SINGAPORE – Nine organisations have joined an expanding network that helps the homeless as efforts are ramped up to find more find shelter space for those roughing it in the midst of the Covid-19 pandemic.
The new additions to the Partners Engaging and Empowering Rough Sleepers (Peers) network include charities and religious groups like Charis Methodist Church and Hope Initiative Alliance.
Their inclusion this month to the network the Ministry of Social and Family Development (MSF) set up in July 2019 comes as demand for services to help “rough sleepers” have increased.
It is expected to continue to rise even as Singapore enters phase three of its reopening, Parliamentary Secretary for MSF Eric Chua told The Straits Times on Friday (Dec 25).
“What we’re trying to do is to really make a clarion call to organisations that might be able to step up to be part of the Peers network,” said Mr Chua.
He was speaking on the sidelines of an outreach session by the Catholic Welfare Services (CWS), which saw Minister-in-charge of Social Services Integration Desmond Lee and CWS staff distribute bags packed with toiletries, food and drinks to those sleeping in the streets in the Bras Basah area.
Mr Chua said the ministry is working hard to find new temporary sleeping shelters, also known as safe sound sleeping places.

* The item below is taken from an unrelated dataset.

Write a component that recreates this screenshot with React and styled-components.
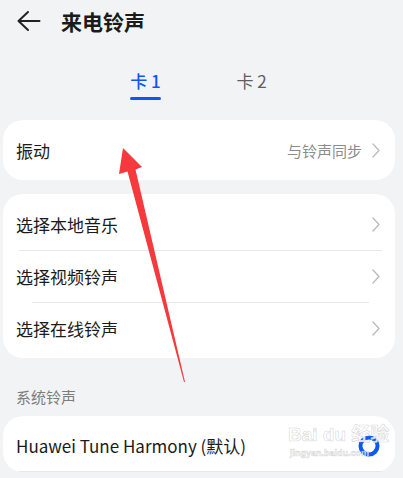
import React from 'react';
import styled, { createGlobalStyle } from 'styled-components';

const GlobalStyle = createGlobalStyle`
  html, body {
    margin: 0;
    padding: 0;
    background: #f1f3f5;
  }
  body {
    font-family: "Noto Sans CJK SC", "Noto Sans", sans-serif;
    color: #1b1b1b;
  }
`;

const Page = styled.div`
  position: relative;
  width: 403px;
  height: 478px;
  overflow: hidden;
  background: #f1f3f5;
`;

const Header = styled.div`
  display: flex;
  align-items: center;
  height: 42px;
  padding-left: 17px;
`;

const Title = styled.div`
  margin-left: 20px;
  font-size: 21px;
  font-weight: 700;
  line-height: 42px;
  color: #1b1b1b;
`;

const Tabs = styled.div`
  display: flex;
  justify-content: center;
  gap: 75px;
  padding-top: 28px;
  padding-right: 6px;
`;

const Tab = styled.div`
  display: flex;
  flex-direction: column;
  align-items: center;
  font-size: 17px;
  line-height: 22px;
  color: ${({ active }) => (active ? '#0a59f7' : '#5f5f5f')};
  font-weight: ${({ active }) => (active ? 500 : 400)};
`;

const Underline = styled.div`
  width: 31px;
  height: 3px;
  margin-top: 5px;
  border-radius: 2px;
  background: ${({ active }) => (active ? '#0a59f7' : 'transparent')};
`;

const Card = styled.div`
  margin: ${({ top }) => top}px 8px 0 3px;
  padding: ${({ pad }) => pad || 0}px 0;
  background: #fff;
  border-radius: 20px;
`;

const Row = styled.div`
  display: flex;
  align-items: center;
  height: ${({ h }) => h || 52}px;
  padding: ${({ pt }) => pt || 0}px 15px 0 13px;
  box-sizing: border-box;
`;

const Label = styled.div`
  flex: 1;
  font-size: ${({ size }) => size || 17}px;
  color: #1b1b1b;
  white-space: nowrap;
`;

const Value = styled.div`
  font-size: 15px;
  color: #8c8c8c;
  margin-right: 10px;
`;

const Divider = styled.div`
  height: 1px;
  background: #e8e8e8;
  margin: 0 ${({ right }) => right}px 0 ${({ left }) => left}px;
`;

const Section = styled.div`
  padding: 28px 0 0 16px;
  font-size: 15px;
  line-height: 22px;
  color: #7d7d7d;
`;

const Overlay = styled.svg`
  position: absolute;
  left: 0;
  top: 0;
  pointer-events: none;
`;

const Watermark = styled.div`
  position: absolute;
  left: 288px;
  top: 424px;
  display: flex;
  flex-direction: column;
  align-items: flex-start;
  white-space: nowrap;
  color: rgba(255, 255, 255, 0.85);
  -webkit-text-stroke: 0.6px rgba(150, 150, 150, 0.4);
  font-family: "Liberation Sans", "Noto Sans CJK SC", sans-serif;
  pointer-events: none;
`;

const MarkTop = styled.div`
  font-size: 19px;
  font-weight: 700;
  line-height: 22px;
`;

const MarkBottom = styled.div`
  font-size: 9px;
  line-height: 12px;
  margin: 1px 0 0 2px;
  font-weight: 700;
`;

const Chevron = () => (
  <svg width="8" height="15" viewBox="0 0 8 15">
    <path d="M1 1 L7 7.5 L1 14" fill="none" stroke="#bdbdbd" strokeWidth="1.4" strokeLinecap="round" strokeLinejoin="round" />
  </svg>
);

const BackArrow = () => (
  <svg width="24" height="22" viewBox="0 0 24 22">
    <path d="M1.5 11 H22.5 M11 2 L1.5 11 L11 20" fill="none" stroke="#222" strokeWidth="2" strokeLinecap="round" strokeLinejoin="round" />
  </svg>
);

const Radio = () => (
  <svg width="22" height="22" viewBox="0 0 22 22">
    <circle cx="11" cy="11" r="8.5" fill="#fff" stroke="#0a59f7" strokeWidth="4" />
  </svg>
);

const rows = ['选择本地音乐', '选择视频铃声', '选择在线铃声'];

export default function App() {
  return (
    <Page>
      <GlobalStyle />
      <Header>
        <BackArrow />
        <Title>来电铃声</Title>
      </Header>

      <Tabs>
        <Tab active>
          卡 1
          <Underline active />
        </Tab>
        <Tab>
          卡 2
          <Underline />
        </Tab>
      </Tabs>

      <Card top={20}>
        <Row h={60}>
          <Label>振动</Label>
          <Value>与铃声同步</Value>
          <Chevron />
        </Row>
      </Card>

      <Card top={14} pad={4}>
        {rows.map((r, i) => (
          <React.Fragment key={r}>
            {i === 1 && <Divider left={16} right={13} />}
            {i === 2 && <Divider left={29} right={26} />}
            <Row h={i === 0 ? 52 : 51}>
              <Label>{r}</Label>
              <Chevron />
            </Row>
          </React.Fragment>
        ))}
      </Card>

      <Section>系统铃声</Section>

      <Card top={8}>
        <Row h={55} pt={4}>
          <Label>Huawei Tune Harmony (默认)</Label>
          <Radio />
        </Row>
        <Divider left={16} right={13} />
      </Card>

      <Watermark>
        <MarkTop>Bai du 经验</MarkTop>
        <MarkBottom>jingyan.baidu.com</MarkBottom>
      </Watermark>

      <Overlay width="403" height="478" viewBox="0 0 403 478">
        <polygon
          points="123,148 142,167 135.5,169.5 185,382 184,382 127.5,171.5 119,174"
          fill="#f5393c"
        />
      </Overlay>
    </Page>
  );
}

Earlier this month, it was reported that the 21 temporary shelters currently available were mostly full, with about a 100 people on a wait list.
The number of temporary shelters had expanded to over 40 during the circuit breaker, but was reduced when the organisations had to resume the primary use of the space set aside for the homeless.

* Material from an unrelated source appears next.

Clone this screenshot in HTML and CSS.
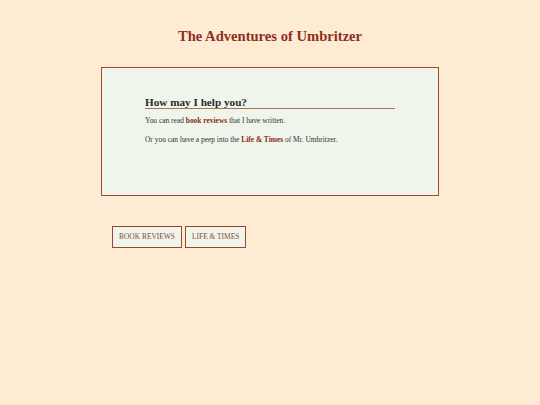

The ministry previously said that the economic fallout from Covid-19 had contributed to the higher number of homeless people seen currently, with some having lost their jobs and others finding it tough to afford rent.

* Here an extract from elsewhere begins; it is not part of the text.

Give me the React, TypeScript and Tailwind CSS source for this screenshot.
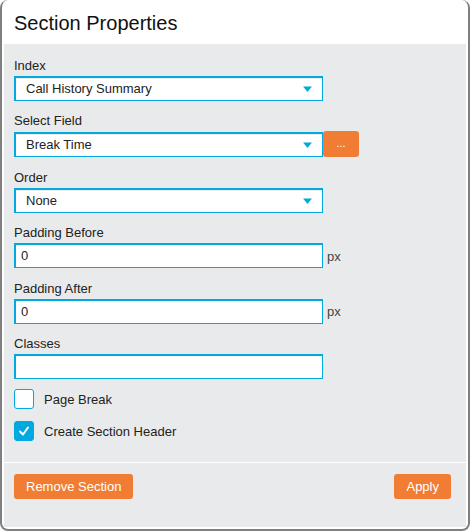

There are also those left in limbo here after travel restrictions prevented them from returning to their homes overseas.
Mr Chua on Wednesday noted that “rough sleeping” is likely a manifestation of more complex social problems, including family disputes, so it is important that the Peers partners extend help by allowing them to have a stable environment so they can get back on their feet.
Among those who received a bag of necessities was a 75-year-old kitchen helper who wanted to be known only as Mr Yeo.
He had just returned to his sleeping spot in the city after work when the group arrived.
Mr Yeo said he was “surprised to get a gift” and a visit.
Mr Thomas Tan, chairman of the night missions committee at CWS, said: “We see it as a mission to help our less fortunate brothers and sisters.”
Citing Mother Teresa, honoured as St Teresa of Calcutta for helping the destitute, he added: “The greatest sickness is loneliness… everybody needs somebody.”